Of course, one grows accustomed to anything in time. Just as a bad smell disappears from one’s awareness if one remains for long enough in its presence, so eventually one forgets about the presence of a camera and a microphone. No doubt politicians who live half their waking time within the field of these instruments learn to ignore their physical intrusiveness; but, of course, much more is at stake for them than it ever was for me. They are under constant surveillance; and just as the pedant reading a book pounces upon an error, even if it be only typographical, and marks it with his pen, so journalists and political enemies pounce upon a gaffe uttered by a politician and try to ruin him with it. And the more subjects come under the purview of political correctness, the easier it becomes to make a gaffe that will offend some considerable part of the eggshell population. In fact, much of that population actually wants to be offended; being offended is the new cogito that guarantees the sum. I am offended, therefore I am.
Most people who speak for more than a few minutes will say something stupid or offensive to someone; and thanks to cameras and microphones, all that a politician says is recordable. In effect, modern politicians live under a totalitarian regime.
This means that, with few exceptions, only a certain kind of person, with very little attachment to his own personal liberty, will go in for a political career. This might be indicative of self-sacrifice, but more likely of vaulting ambition. And a person who attaches little value to his own liberty is unlikely to attach much value to the liberty of others. After all, if we can do without something, we assume that others can do likewise. As the politician prefers power to liberty, so he will assume that his electorate will prefer security, or some other advantage, to liberty.

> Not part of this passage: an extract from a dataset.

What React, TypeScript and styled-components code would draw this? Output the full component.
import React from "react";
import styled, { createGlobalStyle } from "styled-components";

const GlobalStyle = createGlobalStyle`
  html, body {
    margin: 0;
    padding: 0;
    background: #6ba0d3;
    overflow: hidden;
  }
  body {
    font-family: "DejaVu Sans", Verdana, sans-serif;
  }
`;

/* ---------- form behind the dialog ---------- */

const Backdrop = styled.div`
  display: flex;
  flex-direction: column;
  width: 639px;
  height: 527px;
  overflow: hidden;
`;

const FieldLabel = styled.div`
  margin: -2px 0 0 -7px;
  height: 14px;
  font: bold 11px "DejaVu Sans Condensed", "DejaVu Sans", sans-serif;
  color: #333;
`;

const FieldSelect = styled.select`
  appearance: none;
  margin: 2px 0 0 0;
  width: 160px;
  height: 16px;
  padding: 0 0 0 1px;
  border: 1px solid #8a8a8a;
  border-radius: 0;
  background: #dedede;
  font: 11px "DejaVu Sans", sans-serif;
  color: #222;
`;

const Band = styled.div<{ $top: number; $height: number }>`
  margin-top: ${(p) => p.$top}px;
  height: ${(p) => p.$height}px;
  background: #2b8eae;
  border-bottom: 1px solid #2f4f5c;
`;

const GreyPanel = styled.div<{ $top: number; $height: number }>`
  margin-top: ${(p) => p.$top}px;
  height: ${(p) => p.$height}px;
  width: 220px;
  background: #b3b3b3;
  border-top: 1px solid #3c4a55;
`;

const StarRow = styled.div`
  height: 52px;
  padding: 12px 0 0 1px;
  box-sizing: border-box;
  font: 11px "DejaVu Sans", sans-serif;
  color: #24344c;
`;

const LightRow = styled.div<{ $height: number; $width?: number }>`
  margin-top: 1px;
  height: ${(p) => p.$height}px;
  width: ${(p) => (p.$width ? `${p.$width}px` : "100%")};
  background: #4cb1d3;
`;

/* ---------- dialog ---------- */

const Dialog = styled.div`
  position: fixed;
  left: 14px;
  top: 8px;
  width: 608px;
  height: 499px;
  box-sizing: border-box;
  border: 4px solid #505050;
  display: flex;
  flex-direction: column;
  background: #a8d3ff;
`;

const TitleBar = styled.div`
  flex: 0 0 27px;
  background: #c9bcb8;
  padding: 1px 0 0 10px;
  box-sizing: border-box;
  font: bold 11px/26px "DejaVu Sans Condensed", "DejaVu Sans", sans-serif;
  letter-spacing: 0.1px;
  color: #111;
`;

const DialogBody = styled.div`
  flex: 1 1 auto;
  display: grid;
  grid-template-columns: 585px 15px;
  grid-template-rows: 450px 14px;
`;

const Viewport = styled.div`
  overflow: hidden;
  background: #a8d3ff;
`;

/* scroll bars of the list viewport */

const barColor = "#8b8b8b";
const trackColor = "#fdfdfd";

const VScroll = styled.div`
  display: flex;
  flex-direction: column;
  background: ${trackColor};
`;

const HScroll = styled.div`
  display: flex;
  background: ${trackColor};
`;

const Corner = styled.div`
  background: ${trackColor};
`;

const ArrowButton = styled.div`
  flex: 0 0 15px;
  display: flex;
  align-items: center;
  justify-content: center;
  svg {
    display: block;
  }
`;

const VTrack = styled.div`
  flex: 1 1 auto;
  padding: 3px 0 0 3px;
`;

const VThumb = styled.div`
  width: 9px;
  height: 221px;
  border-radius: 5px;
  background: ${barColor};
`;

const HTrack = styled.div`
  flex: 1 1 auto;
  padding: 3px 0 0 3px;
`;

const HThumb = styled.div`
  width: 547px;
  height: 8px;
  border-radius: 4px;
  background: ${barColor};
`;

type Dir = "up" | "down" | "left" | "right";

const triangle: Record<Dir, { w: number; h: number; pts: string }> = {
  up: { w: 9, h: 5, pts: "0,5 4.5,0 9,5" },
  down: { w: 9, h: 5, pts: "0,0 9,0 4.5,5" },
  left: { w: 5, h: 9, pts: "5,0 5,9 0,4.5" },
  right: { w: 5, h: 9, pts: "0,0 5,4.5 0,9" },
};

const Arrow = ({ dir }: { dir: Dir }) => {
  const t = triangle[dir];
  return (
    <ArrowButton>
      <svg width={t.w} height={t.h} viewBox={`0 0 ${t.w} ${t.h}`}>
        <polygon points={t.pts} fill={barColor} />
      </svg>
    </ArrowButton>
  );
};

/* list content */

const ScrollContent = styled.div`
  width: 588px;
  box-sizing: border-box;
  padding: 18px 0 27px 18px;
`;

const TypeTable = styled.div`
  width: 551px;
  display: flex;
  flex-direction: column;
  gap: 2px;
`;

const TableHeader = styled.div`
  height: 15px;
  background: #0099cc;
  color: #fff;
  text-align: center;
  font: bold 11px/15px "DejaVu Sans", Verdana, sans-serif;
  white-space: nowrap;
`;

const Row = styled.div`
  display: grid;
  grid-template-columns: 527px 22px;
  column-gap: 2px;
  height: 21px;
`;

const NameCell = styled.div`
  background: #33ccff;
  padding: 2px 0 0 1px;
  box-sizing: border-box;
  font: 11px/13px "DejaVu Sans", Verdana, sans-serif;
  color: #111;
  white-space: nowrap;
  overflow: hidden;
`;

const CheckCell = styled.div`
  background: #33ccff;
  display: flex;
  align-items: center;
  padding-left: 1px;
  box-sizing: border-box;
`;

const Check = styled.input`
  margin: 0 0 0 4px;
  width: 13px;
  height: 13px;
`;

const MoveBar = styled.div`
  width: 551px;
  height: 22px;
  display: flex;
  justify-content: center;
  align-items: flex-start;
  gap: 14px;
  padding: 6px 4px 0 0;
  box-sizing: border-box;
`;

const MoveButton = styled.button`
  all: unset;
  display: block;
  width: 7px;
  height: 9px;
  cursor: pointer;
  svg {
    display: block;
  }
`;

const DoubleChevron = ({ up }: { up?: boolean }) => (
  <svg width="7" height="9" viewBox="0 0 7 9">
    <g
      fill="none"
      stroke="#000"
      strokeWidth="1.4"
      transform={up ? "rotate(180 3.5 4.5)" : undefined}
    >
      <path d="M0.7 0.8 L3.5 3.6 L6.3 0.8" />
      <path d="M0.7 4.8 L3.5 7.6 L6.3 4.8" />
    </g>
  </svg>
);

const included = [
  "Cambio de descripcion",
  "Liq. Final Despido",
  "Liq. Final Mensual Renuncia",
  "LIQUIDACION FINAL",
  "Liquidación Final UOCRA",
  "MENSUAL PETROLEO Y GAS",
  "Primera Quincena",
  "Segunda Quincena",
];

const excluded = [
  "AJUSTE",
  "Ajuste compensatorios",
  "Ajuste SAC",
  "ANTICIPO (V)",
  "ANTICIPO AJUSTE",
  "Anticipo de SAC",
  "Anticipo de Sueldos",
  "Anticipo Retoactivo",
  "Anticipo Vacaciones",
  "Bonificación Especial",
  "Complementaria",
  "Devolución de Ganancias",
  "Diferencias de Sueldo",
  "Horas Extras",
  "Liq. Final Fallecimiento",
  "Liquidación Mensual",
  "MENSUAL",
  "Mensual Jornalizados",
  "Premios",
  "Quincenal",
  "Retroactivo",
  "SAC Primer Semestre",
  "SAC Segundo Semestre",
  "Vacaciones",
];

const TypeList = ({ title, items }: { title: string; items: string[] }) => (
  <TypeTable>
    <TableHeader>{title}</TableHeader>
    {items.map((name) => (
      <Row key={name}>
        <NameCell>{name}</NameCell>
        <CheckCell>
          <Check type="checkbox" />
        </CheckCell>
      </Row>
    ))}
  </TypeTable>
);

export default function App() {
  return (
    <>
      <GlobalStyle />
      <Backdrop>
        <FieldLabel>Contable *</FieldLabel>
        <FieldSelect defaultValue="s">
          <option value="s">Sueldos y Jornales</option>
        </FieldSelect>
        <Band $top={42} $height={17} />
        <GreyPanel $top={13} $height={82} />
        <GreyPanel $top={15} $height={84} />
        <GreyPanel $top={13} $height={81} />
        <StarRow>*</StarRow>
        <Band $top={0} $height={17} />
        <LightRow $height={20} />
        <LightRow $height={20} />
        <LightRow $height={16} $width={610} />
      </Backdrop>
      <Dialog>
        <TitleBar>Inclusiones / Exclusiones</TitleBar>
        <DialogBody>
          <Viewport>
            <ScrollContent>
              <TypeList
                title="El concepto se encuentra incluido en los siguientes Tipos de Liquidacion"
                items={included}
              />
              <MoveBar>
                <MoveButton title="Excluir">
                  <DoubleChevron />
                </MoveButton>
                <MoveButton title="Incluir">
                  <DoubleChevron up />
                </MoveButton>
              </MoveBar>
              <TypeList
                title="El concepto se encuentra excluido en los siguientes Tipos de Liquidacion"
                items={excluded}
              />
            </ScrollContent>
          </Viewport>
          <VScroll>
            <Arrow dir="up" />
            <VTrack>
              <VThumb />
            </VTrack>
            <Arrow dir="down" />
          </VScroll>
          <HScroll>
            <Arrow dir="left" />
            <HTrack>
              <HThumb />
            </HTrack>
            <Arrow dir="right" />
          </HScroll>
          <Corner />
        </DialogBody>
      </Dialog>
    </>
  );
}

But however careful a politician is, it is unlikely that he will altogether escape insult and demeaning commentary, all the more so in this age of easy communication, so much of which consists of insult and little else. He must therefore be a person with a rhinoceros hide; but people with rhinoceros hides are not necessarily attractive in character. Mr. Trump again seems different, in that he combines a rhinoceros hide with a thin skin. The insult du jour seems to sting him, but the pachydermatous integument remains fundamentally intact.

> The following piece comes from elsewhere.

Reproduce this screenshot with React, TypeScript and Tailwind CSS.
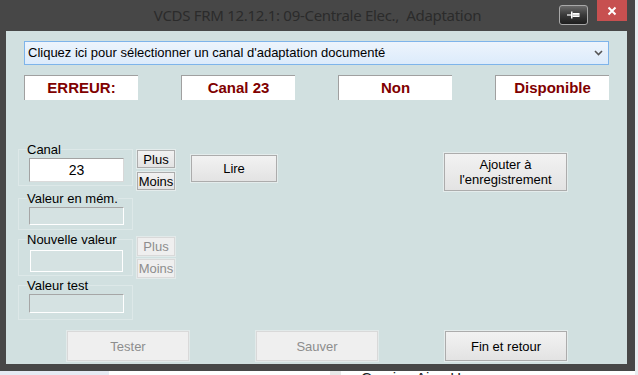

“A policeman’s lot is not a happy one,” sings the police sergeant in The Pirates of Penzance; but neither is a politician’s, unless he is a psychopath. And if he is not a psychopath or a megalomaniac, he is the most self-sacrificial person imaginable, far more devoted to the public good than any carping critic. I have met a few of these types; the trouble is that they rarely seem to rise to the top. If they achieve any kind of office, they soon resign on principle, leaving the field to the pachyderms and the personality disorders.